O escândalo que as agressões sofridas pelas/os moradoras/es de rua  provoca na sociedade e nos órgãos públicos não dura muito e os seus efeitos, as providências prometidas para impedir a sua repetição, quase sempre ficam prorrogadas por prazo indeterminado, quase nenhuma pressão em sentido contrário obtendo força para se fazer valer. O drama delas/es não é coisa de agora nem a sua frequência tem conseguido resposta e solução adequadas.

Pedro Demo, autor da obra “Pobreza da pobreza” (Petrópolis, Vozes, 2003), salienta, com rigorosa fidelidade às condições reais de vida dessa população, as causas segundo as quais ela mal sobre-vive, e a manifesta insuficiência das medidas tendentes a eliminar essa injustiça:

“Ser pobre não é apenas não ter, mas sobretudo ser impedido de ter e sobretudo de ser, o que desvela situação de exclusão injusta. O cerne da pobreza é o massacre da dignidade humana, observado mais fácil ou imediatamente através de indicadores quantitativos, que escondem, por trás, problemática muito mais complexa e profunda. Por isso, política social não pode reduzir-se à distribuição de benefícios geralmente muito residuais, porque passa  ao largo do problema mais duro que é a condição de massa de manobra do pobre. Bem olhando, as políticas sociais compensatórias tendem, em particular no capitalismo periférico, a alimentar o problema, a medida que servem apenas para “amansar” o pobre, conservando-o a margem do acesso aos seus direitos.” (pág. 38)

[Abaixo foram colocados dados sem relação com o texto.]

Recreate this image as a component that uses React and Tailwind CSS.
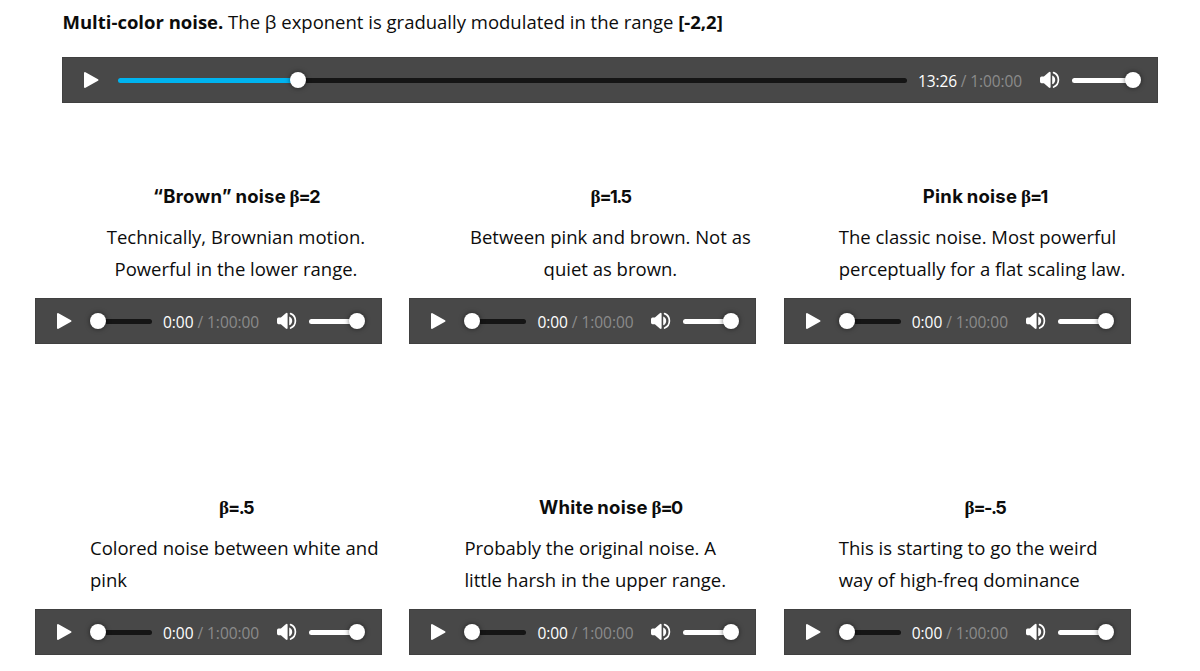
const sounds = [
  { name: "“Brown” noise", beta: "=2", lines: ["Technically, Brownian motion.", "Powerful in the lower range."], centered: true },
  { name: "", beta: "=1.5", lines: ["Between pink and brown. Not as", "quiet as brown."], centered: true },
  { name: "Pink noise", beta: "=1", lines: ["The classic noise. Most powerful", "perceptually for a flat scaling law."] },
  { name: "", beta: "=.5", lines: ["Colored noise between white and", "pink"] },
  { name: "White noise", beta: "=0", lines: ["Probably the original noise. A", "little harsh in the upper range."] },
  { name: "", beta: "=-.5", lines: ["This is starting to go the weird", "way of high-freq dominance"] },
];

function Knob() {
  return <span className="z-10 h-4 w-4 shrink-0 rounded-full bg-white shadow-[0_0_5px_rgba(0,0,0,0.55)]" />;
}

function PlayIcon() {
  return (
    <svg className="h-[18px] w-4 shrink-0" viewBox="0 0 16 18" fill="white" stroke="white" strokeWidth="2" strokeLinejoin="round">
      <path d="M2 2v14L14.5 9z" />
    </svg>
  );
}

function VolumeIcon() {
  return (
    <svg className="h-[18px] w-5 shrink-0" viewBox="0 0 20 18" fill="none">
      <path d="M0 7.2 Q0 5.7 1.5 5.6 H3.9 L8.8 1.2 Q10.4 .2 10.6 1.8 V15.9 Q10.4 17.5 8.8 16.5 L3.9 12.2 H1.5 Q0 12 0 10.5z" fill="white" />
      <path d="M12.2 4.4 C16.2 5.6 16.2 12 12.2 13.2z" fill="white" />
      <path d="M13.6 1.6 C20 4.2 20 13.5 13.6 16" stroke="white" strokeWidth="1.7" strokeLinecap="round" />
    </svg>
  );
}

function Player({ time = "0:00", progress = 0, wide = false }) {
  return (
    <div className="flex h-[46px] items-center border border-[#404040] bg-[#484848] pr-4 pl-5">
      <PlayIcon />
      <div className={wide ? "ml-[19px] flex flex-1 items-center" : "ml-[18px] flex flex-1 items-center"}>
        {progress > 0 && (
          <span className="-mr-1 h-[5px] rounded-full bg-[#00b4f0]" style={{ width: `${progress}%` }} />
        )}
        <Knob />
        <span className="-ml-1 h-[5px] flex-1 rounded-r-full bg-[#151515]" />
      </div>
      <div
        className={
          wide
            ? "mt-[3px] ml-[11px] w-[122px] text-[15.5px] tracking-[-0.12px] whitespace-nowrap text-[#8b8b8b]"
            : "mt-[3px] ml-[11px] w-[114px] text-[15.5px] tracking-[-0.05px] whitespace-nowrap text-[#8b8b8b]"
        }
      >
        <span className="text-white">{time}</span> / 1:00:00
      </div>
      <VolumeIcon />
      <div className={wide ? "ml-3 flex w-[69px] items-center" : "ml-3 flex w-14 items-center"}>
        <span className="-mr-1 h-[5px] flex-1 rounded-l-full bg-white" />
        <Knob />
      </div>
    </div>
  );
}

function Sound({ name, beta, lines, centered }) {
  return (
    <section>
      <div className="flex h-[119px] flex-col items-center pl-[55px]">
        <h3 className="h-[42px] font-[Inter] text-[18.5px] leading-[34px] font-bold whitespace-nowrap">
          {name && <span className="tracking-[0.25px] [word-spacing:-1px]">{name} </span>}
          <span className="font-['Liberation_Serif'] text-[19px] tracking-[-1px]">β</span>
          <span className="text-[18px] tracking-[-1.6px]">{beta}</span>
        </h3>
        <p className={centered ? "w-full text-center" : "w-full"}>
          {lines.map((line) => (
            <span key={line} className="block whitespace-nowrap">
              {line}
            </span>
          ))}
        </p>
      </div>
      <Player />
    </section>
  );
}

export default function App() {
  return (
    <main className="h-[671px] overflow-hidden bg-white font-['Open_Sans',sans-serif] text-[18.5px] leading-[32.4px] text-[#0c0c0c]">
      <div className="pr-[42px] pl-[62px]">
        <p className="h-[57px] pt-1.5 pl-[0.5px]">
          <strong className="font-bold">Multi-color noise.</strong> The β exponent is gradually modulated in the range{" "}
          <strong className="font-bold">[-2,2]</strong>
        </p>
        <Player time="13:26" progress={22.3} wide />
      </div>
      <div className="mt-[76px] grid w-[1131px] grid-cols-[347px_347px_347px] gap-x-[27.4px] gap-y-[146px] pl-[35px]">
        {sounds.map((sound) => (
          <Sound key={sound.beta} {...sound} />
        ))}
      </div>
    </main>
  );
}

O cobertor que o prefeito João Doria ofereceu às/aos moradoras/es de rua certamente vai servir para, quem sabe, “amansar” em parte, a revolta que sentem pela água fria vinda da mesma fonte. Enquanto o direito de não sentir frio, todavia, continuar dependente de um presente desses, sendo-lhes negado por uma política econômica excludente, opressora e irresponsável como a nossa, a coberta prosseguirá insuficiente para mitigar a dor da água fria.

*Jacques Távora Alfonsin é Procurador do Estado aposentado, Mestre em Direito pela Unisinos, advogado e assessor jurídico de movimentos populares.